There is a file named setting.js that allow you to change number of thing about this application. Especially, you can change the source of the data used by the application and the way the program read the data files you provide it.

There are four Javascript structure in this file: SharedSetting, NetworkSetting, BarchartSetting and LegendSetting. The three last are mostly used to control visual properties of the application so there isn't much to tell about them. You are free to add as much parameter in those four structures but don't remove any of those that are already here as it will prevent the application to work.

If your are interested to integrate this application in some web page, I bring your attention on the attributes named canvasId that allow you to change the canvas that will contain each component.

SharedSetting is both used by the part that update data and by the part that display them. The part that update data run on the JVM, it's not a javaScript programe. The extraction of the setting is a bit rougher on the JVM side and can get confused by certain things. Id est it does not make the difference between regular code and comments. Moreover the JVM part will just ignore what it's unable to understand. If you don't use either the JVM or the JS part of the application, you don't need the full SharedSetting as both part only react to the field they need. The JS part use only "defaultTimeScale", "title", "repoUrl", the JVM use all the fields that the JS part doesn't use plus “repoUrl”.

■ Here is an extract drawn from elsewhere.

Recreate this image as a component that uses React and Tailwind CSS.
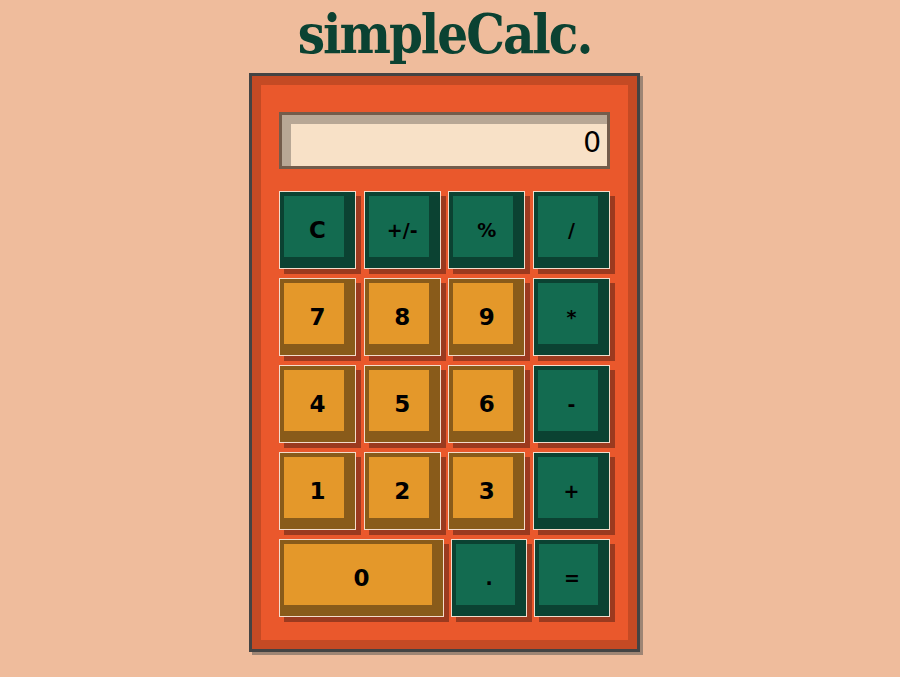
import React from "react";

const G = "bg-[#136b50] shadow-[inset_4px_4px_0_#0b4232,inset_-11px_-11px_0_#0b4232,5px_5px_0_#9b3a1f]";
const O = "bg-[#e4982a] shadow-[inset_4px_4px_0_#895b1a,inset_-11px_-11px_0_#895b1a,5px_5px_0_#9b3a1f]";

function Key({ label, kind, w = "w-[77px]" }) {
  const big = /^[0-9C]$/.test(label);
  return (
    <div
      className={`${w} h-[78px] border border-[#f3dccb] flex items-center justify-center font-bold text-black ${big ? "text-[23px]" : "text-[19px]"} ${kind === "g" ? G : O}`}
    >
      {label}
    </div>
  );
}

export default function App() {
  const rows = [
    [["C", "g"], ["+/-", "g"], ["%", "g"], ["/", "g"]],
    [["7", "o"], ["8", "o"], ["9", "o"], ["*", "g"]],
    [["4", "o"], ["5", "o"], ["6", "o"], ["-", "g"]],
    [["1", "o"], ["2", "o"], ["3", "o"], ["+", "g"]],
  ];
  return (
    <div className="min-h-screen bg-[#efbc9c] flex flex-col items-center pr-[11px] font-['DejaVu_Sans',sans-serif]">
      <h1 className="mt-[6px] mb-[11px] h-[56px] text-[54px] leading-[56px] tracking-[-2px] font-bold text-[#0b4232] font-['DejaVu_Serif',serif] [font-stretch:condensed]">
        simpleCalc.
      </h1>
      <div className="w-[391px] border-[3px] border-[#434343] bg-[#c44a24] p-[9px] shadow-[3px_3px_0_#9e8574]">
        <div className="bg-[#ea582c] pt-[27px] px-[18px] pb-[23px]">
          <div className="h-[57px] border-[3px] border-[#735c4b] bg-[#f8e1c7] shadow-[inset_9px_9px_0_#b8a795] flex items-center justify-end pr-[6px] pt-[4px] text-[28px] text-black">
            0
          </div>
          <div className="mt-[22px] flex flex-col gap-[9px]">
            {rows.map((r, i) => (
              <div key={i} className="flex justify-between">
                {r.map(([l, k]) => (
                  <Key key={l} label={l} kind={k} />
                ))}
              </div>
            ))}
            <div className="flex justify-between">
              <Key label="0" kind="o" w="w-[165px]" />
              <Key label="." kind="g" w="w-[76px]" />
              <Key label="=" kind="g" w="w-[76px]" />
            </div>
          </div>
        </div>
      </div>
    </div>
  );
}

You can find information about certain field of SharedSetting bellow. To avoid some unpleasant surprise, you will also find on string parameter if they are used as regexp or not.

repoUrl

The JS and JVM part use it. It's the url of the git repository. The JVM part can use any valid git repository but the JS send the user to repoUrl/commitHash when a commit node is clicked. The second behavior will product odd results if your git sever doesn't provide commit pages as github does.

mainFileUrl

The JVM part use it. This file either contain all the result of your benchmarking or is an index of the files that contain those results.

dataUrlDomain

The JVM part part use it. If the main file is used as an index and the addresses of the indexed file are given with a relative path, those files will be requested relatively to this domain. Leave it empty if the file path are absolute.

mainFileIsIndex

The JVM part use it. Put it to true if the main file is an index of the existing test files. Put it to false if the main file contain the data about your tests.

indexFileLocalName

The JVM part use it. The main file is locally copied as ./perf/ContentOfIndexFileLocalName

fileNameRegex

The JVM part use it. It is a regex. If your main file is an index, for every matches of this regexp, the first capturing group is assumed to contain the url pointing to data about some of your tests. If your main file is not an index this regexp is not used. You can change this regexp to be compatible with other index file formats. This pattern is applied on the whole index file as a single string. The application will send an http request to everything that is captured by this regexp. If it's not a valid url it will be ignored and a message containing the captured string will be generated.

repoDir

The JVM part use it. This application need a local copy of the repository it work with. The repository will be cloned in the directory repoDir. If repoDir already contain at .git file, the application will attempt to use it as a local clone of the repository at dataUrlDomain. The JVM part will call pull on this repository.

testSeparator

The JVM part use it. It is a regexp. This regexp is used to separate distinct tests inside a test file. The file will be split on this regexp. That's why regexp must not match for a part of the string describing you test. Those part would be lost after the splitting. Note that if the split result in some strings that are not test results (like if your file have some-header), those string will be verbosely ignored.

paramSeparator

The JVM part use it. It is a regexp. This regexp is used to separate distinct parameter inside a single. The string will be split on this regexp, which mean that regexp must not match for a part of the string describing you test as those part would be lost after the splitting.

prameters

The JVM part use it. It is not a regexp. Once the string representing a single test is cut, the meaning of each segment will be given by the keyword at the same position in parameters. The string parameter must contain: date, param-test, value, cilo, cihi, units. Distinct keyword in this string can be seprarated with a space of a tabulation. "param-test" is the displayed name of the test, value the displayed value, cilo and cihi are the bound of the confidence interval and complete is the list all the result the iteration this test. You are free to add more parameters. Additional parameter will appear in the dialogue that pop when you put your mouse over a bar. Name of each parameter must be unique. The application will skip the full test if unable to find mandatory parameter but will ignore missing values for user made parameters. "ignore" is a special parameter name, all the segments of the test string named ignore will be dumped at parsing. "hash" is also a special parameter name. If a test have a defined hash parameter, the application will use it to match the test with the git commit that have the same hash. If no hash parameter is provided, as it the case for the test server I have at the date of 11/06/16, the test will be matched with the nearest anterior git commit.

groupBegin/groupEnd

The JVM part use them. They are not regexps. They are readen as single characters. If they are longer than one character, only the first character is readen. They can be empty strings. The testSeparators between one groupBegin and one groupEnd will be ignored for splitting a test attributes. Note that it's possible to escape groupBegin and groupEnd with a \ before. The parameter complete is supposed to be a group as it have often more than one times.

completeResultSeparator

The JVM part use them. It is a regexp. It's used to split the times contained in the parameter complete.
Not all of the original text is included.